So which one of those things do you think any of the victims wasn't doing before, and how will the steps now prevent a future DDOS attack from affecting its servers? If the victims had done all of these things before they were attacked, would it have prevented the attack from affecting their service? Those aren't just rhetorical questions, I'm trying to understand how to approach this. If you view DDOS as a traffic surge, can we use any lessons from other phenomenon involving surges, such as vehicle traffic at rush hour, water runoff from a storm, lightning strike. You can't control the weather, but you can do a lot to mitigate the damages. Methods for handling surges: - Limit the source (e.g. metering lights on freeways) - Divert the surge (e.g. lightning arresters on electric circuits) - Buffer the surge (e.g. detention basins for water runoff) How can we signal uncooperative sources to limit or even cease sending traffic? Preferablly without impacting cooperative sources. Historically, the "nice guys" traffic gets throttled, while the "bad guys" traffic blasts through. If you don't get enough tokens or credits, you don't send. RED and friends work with cooperative sources. How can we identify and drop the excess traffic at the earliest point? Should it be a cascaded system, i.e. you have several stages instead of one big muttha firewall. Do you really want to carry the traffic across the entire Internet, just to drop it on the last link? How can we size the protective systems and the final system so we won't overrun their available resources (requires knowing how large the resources actually are)? Is there anyway to mitigate the slashdot effect for small sites as well as large sites? Larges sites can throw more capacity at the problem to buffer the surge. Its been at least a week since someone suggested putting a bad idea into DNS. How about using the inability to reach the DNS server to rate limit the sources. Every once in a while, the IP stack (protocol layer violation) queries the in-addr.arpa servers for the destination network. The in-addr.arpa servers respond with additional credits, or zero credits (source quench), or don't respond signalling the source to switch to a conservative transmission mode. If you don't trust the end-to-end system to respond to the signals, the upstream edge router could enforce it. Is that idea horrendous enough? On Sat, 27 January 2001, Jeff Ogden wrote:
At 4:15 PM -0800 1/26/01, Sean Donelan wrote: Fine, does this work better for you?

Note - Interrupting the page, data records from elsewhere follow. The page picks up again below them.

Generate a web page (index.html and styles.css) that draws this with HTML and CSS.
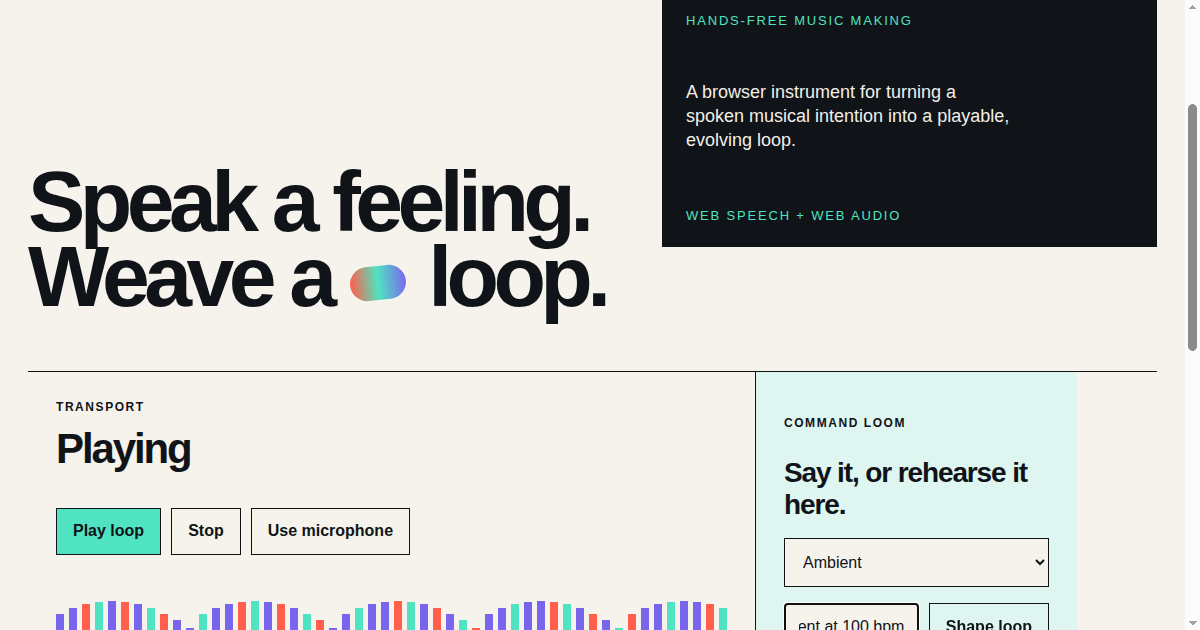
FILE: index.html
```html
<!DOCTYPE html>
<html lang="en">
<head>
<meta charset="utf-8">
<title>Loomvoice — Speak a feeling. Weave a loop.</title>
<link rel="stylesheet" href="styles.css">
</head>
<body>
<header class="site-header">
  <span class="brand">Loomvoice</span>
  <nav class="site-nav">
    <a href="#transport">Transport</a>
    <a href="#command">Command loom</a>
  </nav>
</header>
<main class="page">
  <section class="hero">
    <div class="hero-copy">
      <h1 class="headline">Speak a feeling.<br>Weave a <span class="pill" aria-hidden="true"></span> loop.</h1>
    </div>
    <aside class="intro">
      <p class="eyebrow">Hands-free music making</p>
      <p class="intro-text">A browser instrument for turning a spoken musical intention into a playable, evolving loop.</p>
      <p class="eyebrow">Web Speech + Web Audio</p>
    </aside>
  </section>

  <section class="workspace">
    <div class="transport" id="transport">
      <p class="label">Transport</p>
      <h2 class="status">Playing</h2>
      <div class="actions">
        <button class="btn btn-primary" type="button">Play loop</button>
        <button class="btn" type="button">Stop</button>
        <button class="btn" type="button">Use microphone</button>
      </div>
      <div class="bars" aria-hidden="true">
        <span class="bar bar-p" style="height:83px"></span>
        <span class="bar bar-p" style="height:89px"></span>
        <span class="bar bar-r" style="height:93px"></span>
        <span class="bar bar-t" style="height:95px"></span>
        <span class="bar bar-p" style="height:96px"></span>
        <span class="bar bar-r" style="height:95px"></span>
        <span class="bar bar-p" style="height:93px"></span>
        <span class="bar bar-t" style="height:89px"></span>
        <span class="bar bar-r" style="height:83px"></span>
        <span class="bar bar-p" style="height:77px"></span>
        <span class="bar bar-p" style="height:69px"></span>
        <span class="bar bar-t" style="height:83px"></span>
        <span class="bar bar-p" style="height:89px"></span>
        <span class="bar bar-p" style="height:93px"></span>
        <span class="bar bar-r" style="height:95px"></span>
        <span class="bar bar-t" style="height:96px"></span>
        <span class="bar bar-p" style="height:95px"></span>
        <span class="bar bar-r" style="height:93px"></span>
        <span class="bar bar-p" style="height:89px"></span>
        <span class="bar bar-t" style="height:83px"></span>
        <span class="bar bar-r" style="height:77px"></span>
        <span class="bar bar-p" style="height:69px"></span>
        <span class="bar bar-p" style="height:83px"></span>
        <span class="bar bar-t" style="height:89px"></span>
        <span class="bar bar-p" style="height:93px"></span>
        <span class="bar bar-p" style="height:95px"></span>
        <span class="bar bar-r" style="height:96px"></span>
        <span class="bar bar-t" style="height:95px"></span>
        <span class="bar bar-p" style="height:93px"></span>
        <span class="bar bar-r" style="height:89px"></span>
        <span class="bar bar-p" style="height:83px"></span>
        <span class="bar bar-t" style="height:77px"></span>
        <span class="bar bar-r" style="height:69px"></span>
        <span class="bar bar-p" style="height:83px"></span>
        <span class="bar bar-p" style="height:89px"></span>
        <span class="bar bar-t" style="height:93px"></span>
        <span class="bar bar-p" style="height:95px"></span>
        <span class="bar bar-p" style="height:96px"></span>
        <span class="bar bar-r" style="height:95px"></span>
        <span class="bar bar-t" style="height:93px"></span>
        <span class="bar bar-p" style="height:89px"></span>
        <span class="bar bar-r" style="height:83px"></span>
        <span class="bar bar-p" style="height:77px"></span>
        <span class="bar bar-t" style="height:69px"></span>
        <span class="bar bar-r" style="height:83px"></span>
        <span class="bar bar-p" style="height:89px"></span>
        <span class="bar bar-p" style="height:93px"></span>
        <span class="bar bar-t" style="height:95px"></span>
        <span class="bar bar-p" style="height:96px"></span>
        <span class="bar bar-p" style="height:95px"></span>
        <span class="bar bar-r" style="height:93px"></span>
        <span class="bar bar-t" style="height:89px"></span>
      </div>
      <dl class="readout">
        <div class="readout-item"><dt>Mood</dt><dd>Ambient</dd></div>
        <div class="readout-item"><dt>Tempo</dt><dd>100 bpm</dd></div>
        <div class="readout-item"><dt>Layers</dt><dd>4</dd></div>
      </dl>
    </div>

    <aside class="command" id="command">
      <p class="label">Command loom</p>
      <h2 class="command-title">Say it, or rehearse it here.</h2>
      <form class="command-form" onsubmit="return false">
        <select class="field select" aria-label="Mood">
          <option selected>Ambient</option>
          <option>Bright</option>
          <option>Dark</option>
          <option>Driving</option>
        </select>
        <div class="command-row">
          <input class="field input" type="text" aria-label="Command" value="Make it ambient at 100 bpm">
          <button class="btn" type="submit">Shape loop</button>
        </div>
        <p class="hint">Try “slower”, “add a pulse” or “make it brighter”.</p>
      </form>
    </aside>
  </section>
</main>
<footer class="site-footer">
  <p>Runs entirely in your browser. Nothing you say leaves this page.</p>
</footer>
<script src="script.js"></script>
</body>
</html>
```

FILE: styles.css
```css
* {
  box-sizing: border-box;
}

/* The window keeps a 15px classic scrollbar gutter on the right. */
html {
  background:
    radial-gradient(circle, #8a8a8a 4px, rgba(138, 138, 138, 0) 4.6px) right 3px top 104px / 9px 9px no-repeat fixed,
    radial-gradient(circle, #8a8a8a 4px, rgba(138, 138, 138, 0) 4.6px) right 3px top 342px / 9px 9px no-repeat fixed,
    linear-gradient(#8a8a8a, #8a8a8a) right 3px top 108px / 9px 239px no-repeat fixed,
    linear-gradient(to bottom right, rgba(250, 250, 250, 0) 50%, #a3a3a3 50%) right 7px top 5px / 4px 4px no-repeat fixed,
    linear-gradient(to bottom left, rgba(250, 250, 250, 0) 50%, #a3a3a3 50%) right 3px top 5px / 4px 4px no-repeat fixed,
    linear-gradient(to top right, rgba(250, 250, 250, 0) 50%, #a3a3a3 50%) right 7px bottom 5px / 4px 4px no-repeat fixed,
    linear-gradient(to top left, rgba(250, 250, 250, 0) 50%, #a3a3a3 50%) right 3px bottom 5px / 4px 4px no-repeat fixed,
    linear-gradient(#fbfbfb, #fbfbfb) right top / 15px 100% no-repeat fixed,
    #f5f3ec;
}

body {
  margin: 0 15px 0 0;
  background: #f5f3ec;
  color: #101318;
  font-family: "Liberation Sans", Arial, sans-serif;
}

.site-header {
  display: flex;
  justify-content: space-between;
  align-items: center;
  height: 72px;
  padding: 0 28px;
}

.brand {
  font-size: 18px;
  font-weight: 700;
  letter-spacing: -0.02em;
}

.site-nav {
  display: flex;
  gap: 24px;
  font-size: 14px;
}

.site-nav a {
  color: inherit;
  text-decoration: none;
}

.page {
  padding: 0 28px;
}

/* Hero */
.hero {
  display: grid;
  grid-template-columns: minmax(0, 634fr) minmax(0, 495fr);
  align-items: start;
  padding: 144px 0 57px;
}

.headline {
  margin: 175px 0 0;
  font-size: 86px;
  line-height: 75px;
  font-weight: 700;
  letter-spacing: -0.065em;
}

.pill {
  display: inline-block;
  width: 56px;
  height: 34px;
  margin-right: 4px;
  border-radius: 17px;
  background: linear-gradient(90deg, #ff5f4b 0%, #50e3c2 50%, #7b68ee 100%);
  vertical-align: middle;
  transform: rotate(-6deg);
}

.intro {
  display: flex;
  flex-direction: column;
  padding: 24px;
  background: #101318;
  color: #f1efe8;
}

.eyebrow {
  margin: 0;
  font-size: 13px;
  letter-spacing: 0.14em;
  text-transform: uppercase;
  color: #4fe3c1;
}

.intro-text {
  margin: 52px 0 56px;
  max-width: 328px;
  font-size: 18px;
  line-height: 24px;
}

/* Workspace */
.workspace {
  display: grid;
  grid-template-columns: minmax(0, 727fr) minmax(0, 402fr);
  min-height: 820px;
  border-top: 1px solid #101318;
}

.transport {
  padding: 28px 28px 48px;
}

.label {
  margin: 0;
  font-size: 12px;
  font-weight: 700;
  letter-spacing: 0.13em;
  text-transform: uppercase;
}

.status {
  margin: 12px 0 0;
  font-size: 42px;
  line-height: 46px;
  font-weight: 700;
  letter-spacing: -0.05em;
}

.actions {
  display: flex;
  gap: 10px;
  margin-top: 36px;
}

.btn {
  padding: 13px 16px 14px;
  border: 1px solid #101318;
  border-radius: 0;
  background: transparent;
  color: #101318;
  font: 700 16px/18px "Liberation Sans", Arial, sans-serif;
  cursor: pointer;
}

.btn-primary {
  background: #50e3c2;
}

.bars {
  display: flex;
  align-items: flex-end;
  gap: 5px;
  height: 96px;
  margin-top: 46px;
}

.bar {
  flex: 1 1 0;
}

.bar-p {
  background: #7866ec;
}

.bar-r {
  background: #ff5f4b;
}

.bar-t {
  background: #50e3c2;
}

.readout {
  display: flex;
  gap: 40px;
  margin: 32px 0 0;
}

.readout-item dt {
  font-size: 12px;
  font-weight: 700;
  letter-spacing: 0.13em;
  text-transform: uppercase;
}

.readout-item dd {
  margin: 6px 0 0;
  font-size: 20px;
}

/* Command loom */
.command {
  max-width: 322px;
  padding: 44px 28px;
  border-left: 1px solid #101318;
  background: #dff6f0;
}

.command-title {
  margin: 27px 0 17px;
  font-size: 28px;
  line-height: 32px;
  font-weight: 700;
  letter-spacing: -0.04em;
}

.field {
  border: 1px solid #101318;
  border-radius: 0;
  background: #f5f3ec;
  color: #101318;
  font: 16px "Liberation Sans", Arial, sans-serif;
}

.select {
  display: block;
  width: 100%;
  height: 49px;
  padding: 0 14px;
}

.command-row {
  display: grid;
  grid-template-columns: minmax(0, 1fr) auto;
  gap: 10px;
  margin-top: 16px;
}

.input {
  width: 100%;
  min-width: 0;
  height: 48px;
  padding: 0 14px;
}

.hint {
  margin: 16px 0 0;
  font-size: 14px;
  line-height: 20px;
}

.site-footer {
  padding: 40px 28px 54px;
  border-top: 1px solid #101318;
  font-size: 14px;
}

.site-footer p {
  margin: 0;
}
```

FILE: script.js
```js
(function () {
  var input = document.querySelector('.input');
  function settle() {
    if (input) {
      input.focus({ preventScroll: true });
      var n = input.value.length;
      input.setSelectionRange(n, n);
      input.scrollLeft = input.scrollWidth;
    }
    window.scrollTo(0, 227);
  }
  settle();
  window.addEventListener('load', settle);
})();
```
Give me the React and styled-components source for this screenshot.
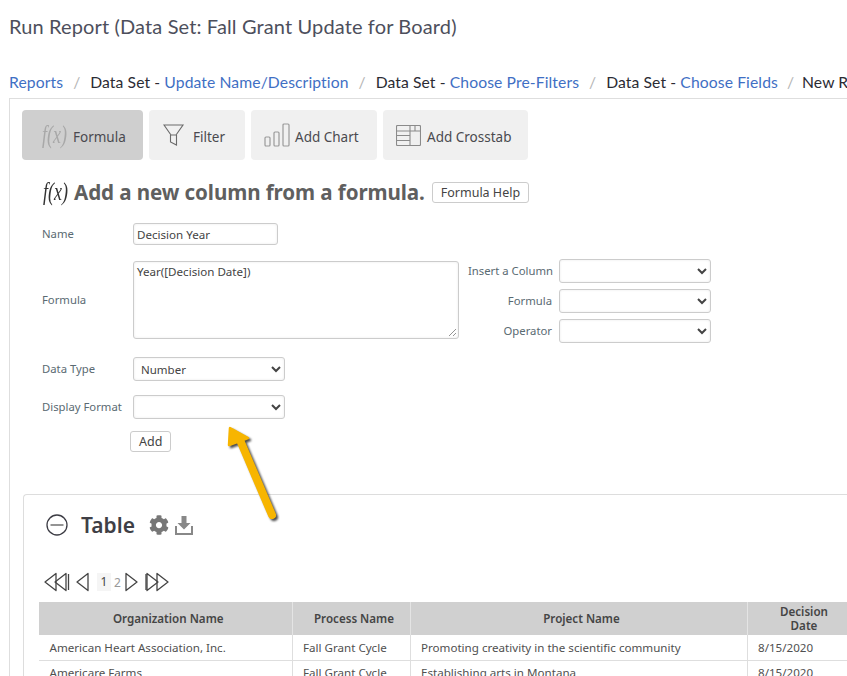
import React from "react";
import styled, { createGlobalStyle } from "styled-components";
import { FaCog } from "react-icons/fa";

const GlobalStyle = createGlobalStyle`
  html, body {
    margin: 0;
    height: 676px;
    overflow: hidden;
    background: #fff;
    font-family: "Noto Sans", "Open Sans", sans-serif;
  }
`;

const Page = styled.div`
  position: relative;
  width: 847px;
  height: 676px;
  overflow: hidden;
`;
const Title = styled.h1`
  margin: 0;
  padding: 13px 0 0 9px;
  height: 33px;
  font-family: Lato, sans-serif;
  font-weight: 400;
  font-size: 20px;
  line-height: 26px;
  letter-spacing: 0.13px;
  color: #4d4f5c;
  white-space: nowrap;
`;
const Crumbs = styled.div`
  display: flex;
  align-items: center;
  height: 24px;
  margin-top: 24px;
  padding-left: 9px;
  font-family: Lato, sans-serif;
  font-size: 15.7px;
  white-space: nowrap;
  color: #2b2b33;
`;
const Crumb = styled.span`
  letter-spacing: 0.1px;
`;
const Link = styled.span`
  color: #3f6fc4;
`;
const Sep = styled.span`
  margin: 0 ${(props) => props.after || 10}px 0 ${(props) => props.before || 10}px;
  color: #b5b5b5;
`;
const Panel = styled.div`
  margin: 4px 0 0 9px;
  width: 900px;
  height: 600px;
  border-top: 1px solid #dedede;
  border-left: 1px solid #dedede;
  padding: 11px 0 0 12px;
  box-sizing: border-box;
`;
const Tabs = styled.div`
  display: flex;
  gap: 6px;
`;
const Tab = styled.div`
  display: flex;
  align-items: center;
  gap: ${(props) => props.gap}px;
  box-sizing: border-box;
  width: ${(props) => props.width}px;
  height: 50px;
  padding-left: ${(props) => props.left}px;
  border-radius: 4px;
  background: ${(props) => (props.active ? "#cfcfcf" : "#f0f0f0")};
  font-size: 13.5px;
  color: #4a4a4f;
`;
const TabText = styled.span`
  padding-top: 4px;
`;
const Fx = styled.span`
  display: inline-block;
  width: 24px;
  font-family: "Liberation Serif", serif;
  font-style: italic;
  font-size: 25px;
  line-height: 28px;
  color: ${(props) => props.color};
  transform: scaleX(0.72);
  transform-origin: left center;
  white-space: nowrap;
`;
const HeadingRow = styled.div`
  display: flex;
  align-items: center;
  height: 24px;
  margin: 20px 0 0 21px;
`;
const Heading = styled.h2`
  margin: 0 7px 0 7px;
  font-size: 20.6px;
  font-weight: 700;
  color: #5f5f5f;
  letter-spacing: -0.1px;
  white-space: nowrap;
`;
const Button = styled.button`
  box-sizing: border-box;
  height: 21px;
  padding: 0 8px;
  background: #fff;
  border: 1px solid #ccc;
  border-radius: 3px;
  font-family: inherit;
  font-size: 12.5px;
  color: #444;
`;
const Form = styled.div`
  margin: 19px 0 0 20px;
`;
const FormRow = styled.div`
  display: flex;
  align-items: ${(props) => (props.multi ? "flex-start" : "center")};
  margin-top: ${(props) => props.top || 0}px;
`;
const Label = styled.label`
  flex: none;
  width: ${(props) => props.width || 91}px;
  padding-bottom: 1px;
  font-size: 11.3px;
  color: #5a6a72;
  white-space: nowrap;
  text-align: ${(props) => (props.right ? "right" : "left")};
`;
const MidLabel = styled(Label)`
  align-self: center;
`;
const Field = styled.div`
  box-sizing: border-box;
  display: flex;
  align-items: ${(props) => (props.multi ? "flex-start" : "center")};
  flex: none;
  width: ${(props) => props.width}px;
  height: ${(props) => props.height}px;
  padding: ${(props) => (props.multi ? "2px" : "0")} 3px;
  border: 1px solid #ccc;
  border-radius: 3px;
  box-shadow: inset 0 0 3px rgba(0, 0, 0, 0.08);
  font-size: 11.6px;
  color: #444;
  position: relative;
`;
const Select = styled.select`
  box-sizing: border-box;
  width: 152px;
  height: 24px;
  padding: 0 3px;
  background: #fff;
  border: 1px solid #ccc;
  border-radius: 3px;
  box-shadow: inset 0 0 3px rgba(0, 0, 0, 0.08);
  font-family: inherit;
  font-size: 11.5px;
  color: #444;
`;
const Grip = styled.svg`
  position: absolute;
  right: 1px;
  bottom: 1px;
`;
const Side = styled.div`
  display: grid;
  grid-template-columns: 84px 152px;
  grid-auto-rows: 24px;
  row-gap: 6px;
  column-gap: 7px;
  height: 78px;
  margin: -2px 0 0 9px;
  align-items: center;
`;
const AddRow = styled.div`
  margin: 10px 0 0 108px;
`;
const AddButton = styled(Button)`
  width: 41px;
`;
const Card = styled.section`
  margin: 42px 0 0 1px;
  height: 300px;
  border-top: 1px solid #ddd;
  border-left: 1px solid #ddd;
  border-top-left-radius: 4px;
  padding: 17px 0 0 15px;
`;
const CardHead = styled.div`
  display: flex;
  align-items: center;
  height: 26px;
  padding-left: 7px;
`;
const CardTitle = styled.h3`
  margin: 0 14px 0 13px;
  font-size: 21px;
  font-weight: 600;
  color: #3f3f46;
`;
const DownloadIcon = styled.svg`
  margin-left: 5px;
`;
const Pager = styled.div`
  display: flex;
  align-items: center;
  height: 22px;
  margin: 33px 0 0 5px;
  font-size: 12px;
`;
const PagerIcon = styled.svg`
  margin-left: ${(props) => props.left || 0}px;
`;
const CurrentPage = styled.span`
  width: 14px;
  height: 18px;
  line-height: 18px;
  margin-left: 7px;
  text-align: center;
  background: #f5f5f5;
  color: #444;
`;
const OtherPage = styled.span`
  width: 13px;
  text-align: center;
  color: #999;
`;
const Table = styled.table`
  table-layout: fixed;
  width: 816px;
  margin-top: 9px;
  border-collapse: collapse;
  font-size: 11.6px;
`;
const Th = styled.th`
  height: 33px;
  padding: 0 0 0 6px;
  background: #d0d0d0;
  border-right: 1px solid #e4e4e4;
  font-weight: 600;
  color: #454545;
  line-height: 14px;
  box-sizing: border-box;
`;
const Td = styled.td`
  height: 25px;
  padding: 0 10px 0 10.5px;
  border-right: 1px solid #dedede;
  border-bottom: 1px solid #dedede;
  color: #505050;
  white-space: nowrap;
  box-sizing: border-box;
`;
const ArrowSvg = styled.svg`
  position: absolute;
  left: 222px;
  top: 424px;
`;
const ArrowShape = styled.g`
  filter: drop-shadow(2px 2px 1px rgba(0, 0, 0, 0.7));
`;

const Triangle = ({ dir = "left", x = 0 }) => (
  <polygon
    points={dir === "left" ? `${x + 12},1.5 ${x + 1},10 ${x + 12},18.500` : `${x + 1},1.5 ${x + 12},10 ${x + 1},18.500`}
    fill="none"
    stroke="#444"
    strokeWidth="1.3"
    strokeLinejoin="round"
  />
);

const Rows = [
  ["American Heart Association, Inc.", "Fall Grant Cycle", "Promoting creativity in the scientific community", "8/15/2020"],
  ["Americare Farms", "Fall Grant Cycle", "Establishing arts in Montana", "8/15/2020"],
];

const App = () => {
  return (
    <Page>
      <GlobalStyle />
      <Title>Run Report (Data Set: Fall Grant Update for Board)</Title>
      <Crumbs>
        <Crumb><Link>Reports</Link></Crumb>
        <Sep>/</Sep>
        <Crumb>Data Set - <Link>Update Name/Description</Link></Crumb>
        <Sep>/</Sep>
        <Crumb>Data Set - <Link>Choose Pre-Filters</Link></Crumb>
        <Sep>/</Sep>
        <Crumb>Data Set - <Link>Choose Fields</Link></Crumb>
        <Sep before={9} after={8}>/</Sep>
        <Crumb>New Report</Crumb>
      </Crumbs>
      <Panel>
        <Tabs>
          <Tab width={121} left={20} gap={7} active>
            <Fx color="#a8a8a8">f(x)</Fx>
            <TabText>Formula</TabText>
          </Tab>
          <Tab width={96} left={14} gap={8}>
            <svg width="22" height="24" viewBox="0 0 22 24" fill="none" stroke="#6a6a6a" strokeWidth="1.1">
              <path d="M1 2h19l-7 10H8zM7.500 12v7l6 3V12" />
            </svg>
            <TabText>Filter</TabText>
          </Tab>
          <Tab width={126} left={13} gap={5}>
            <svg width="26" height="24" viewBox="0 0 26 24" fill="none" stroke="#9a9a9a" strokeWidth="1.2">
              <rect x="1" y="14" width="5" height="9" rx="1" />
              <rect x="10" y="9" width="5" height="14" rx="1" />
              <rect x="19" y="1" width="6" height="22" rx="1" />
            </svg>
            <TabText>Add Chart</TabText>
          </Tab>
          <Tab width={145} left={13} gap={6}>
            <svg width="25" height="21" viewBox="0 0 25 21" fill="none" stroke="#8a8a8a" strokeWidth="1.1">
              <rect x="0.5" y="0.5" width="24" height="20" rx="1" />
              <path d="M.5 6h24M14 .5V20M.5 10.500H14M.5 15.500H14M19 .5V6" />
            </svg>
            <TabText>Add Crosstab</TabText>
          </Tab>
        </Tabs>
        <HeadingRow>
          <Fx color="#333">f(x)</Fx>
          <Heading>Add a new column from a formula.</Heading>
          <Button>Formula Help</Button>
        </HeadingRow>
        <Form>
          <FormRow>
            <Label>Name</Label>
            <Field width={145} height={22}>Decision Year</Field>
          </FormRow>
          <FormRow multi top={16}>
            <MidLabel>Formula</MidLabel>
            <Field multi width={326} height={78}>
              Year([Decision Date])
              <Grip width="10" height="10" viewBox="0 0 10 10" stroke="#777" strokeWidth="0.8">
                <path d="M2 9l7-7M6 9l3-3" />
              </Grip>
            </Field>
            <Side>
              <Label right width={84}>Insert a Column</Label>
              <Select />
              <Label right width={84}>Formula</Label>
              <Select />
              <Label right width={84}>Operator</Label>
              <Select />
            </Side>
          </FormRow>
          <FormRow top={18}>
            <Label>Data Type</Label>
            <Select defaultValue="Number">
              <option>Number</option>
            </Select>
          </FormRow>
          <FormRow top={14}>
            <Label>Display Format</Label>
            <Select />
          </FormRow>
        </Form>
        <AddRow>
          <AddButton>Add</AddButton>
        </AddRow>
        <Card>
          <CardHead>
            <svg width="22" height="22" viewBox="0 0 22 22" fill="none">
              <circle cx="11" cy="11" r="10" stroke="#3c3c44" strokeWidth="1.3" />
              <path d="M4.500 11h13" stroke="#888" strokeWidth="1.8" />
            </svg>
            <CardTitle>Table</CardTitle>
            <FaCog size={20} color="#777" />
            <DownloadIcon width="20" height="20" viewBox="0 0 20 20" fill="#888">
              <path d="M7.500 1h5v7h4l-6.500 6.500L3.500 8h4z" />
              <path d="M1 11h2v7h14v-7h2v9H1z" />
            </DownloadIcon>
          </CardHead>
          <Pager>
            <PagerIcon width="26" height="20">
              <Triangle x={0} />
              <Triangle x={10} />
              <path d="M24.500 2v16" stroke="#444" strokeWidth="1.3" />
            </PagerIcon>
            <PagerIcon width="14" height="20" left={6}>
              <Triangle x={0} />
            </PagerIcon>
            <CurrentPage>1</CurrentPage>
            <OtherPage>2</OtherPage>
            <PagerIcon width="14" height="20" left={1}>
              <Triangle dir="right" x={0} />
            </PagerIcon>
            <PagerIcon width="26" height="20" left={6}>
              <path d="M1 2v16" stroke="#444" strokeWidth="1.3" />
              <Triangle dir="right" x={1} />
              <Triangle dir="right" x={11} />
            </PagerIcon>
          </Pager>
          <Table>
            <colgroup>
              <col width="253" />
              <col width="118" />
              <col width="337" />
              <col width="108" />
            </colgroup>
            <thead>
              <tr>
                <Th>Organization Name</Th>
                <Th>Process Name</Th>
                <Th>Project Name</Th>
                <Th>Decision<br />Date</Th>
              </tr>
            </thead>
            <tbody>
              {Rows.map((row) => (
                <tr key={row[0]}>
                  {row.map((cell) => (
                    <Td key={cell}>{cell}</Td>
                  ))}
                </tr>
              ))}
            </tbody>
          </Table>
        </Card>
      </Panel>
      <ArrowSvg width="60" height="104" viewBox="0 0 60 104">
        <ArrowShape fill="#f7b500" stroke="#f7b500" strokeLinejoin="round" strokeLinecap="round">
          <path d="M18 16L50 91" strokeWidth="8" />
          <polygon points="8,4 7,21 26,14" strokeWidth="2.5" />
        </ArrowShape>
      </ArrowSvg>
    </Page>
  );
};

export default App;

Help me, what proactive steps can I take to protect my network from a DDOS?
There isn't a lot that can be done, but there are a few steps you can take to "get ready" for a DDOS attack.
--Make sure you have monitoring of your routers or firewalls in place so you'll get an early alert of a possible DOS attack. This will at least allow you to start working on the problem (and drafting press releases :-).
--Talk to all of your up stream providers so you know how to contact and work with them if they are a source of a DOS attack against you. If your up stream provider isn't willing to work with you on this, start the process of getting a new up stream provider.
--Look into the systems that are being developed and starting to become available that help automate the work to diagnose DDOS attacks. Encourage your up streams to do the same.
--Make sure you have in place the filtering on your own networks that you wish everyone else had in place on their networks. This won't protect you from being attacked, but it will prevent you and your users from attacking others (or at least using spoofed IP addresses to do so), and that in turn may prevent you from being the target of a retaliatory DOS attack. It can also prevent or limit the spread of a DOS attack that originates within your network or from someone down stream. From your customer's point of view there may not be much difference between you being the source of or the target of a DOS attack--either way performance is likely to be poor and customers are likely to be unhappy.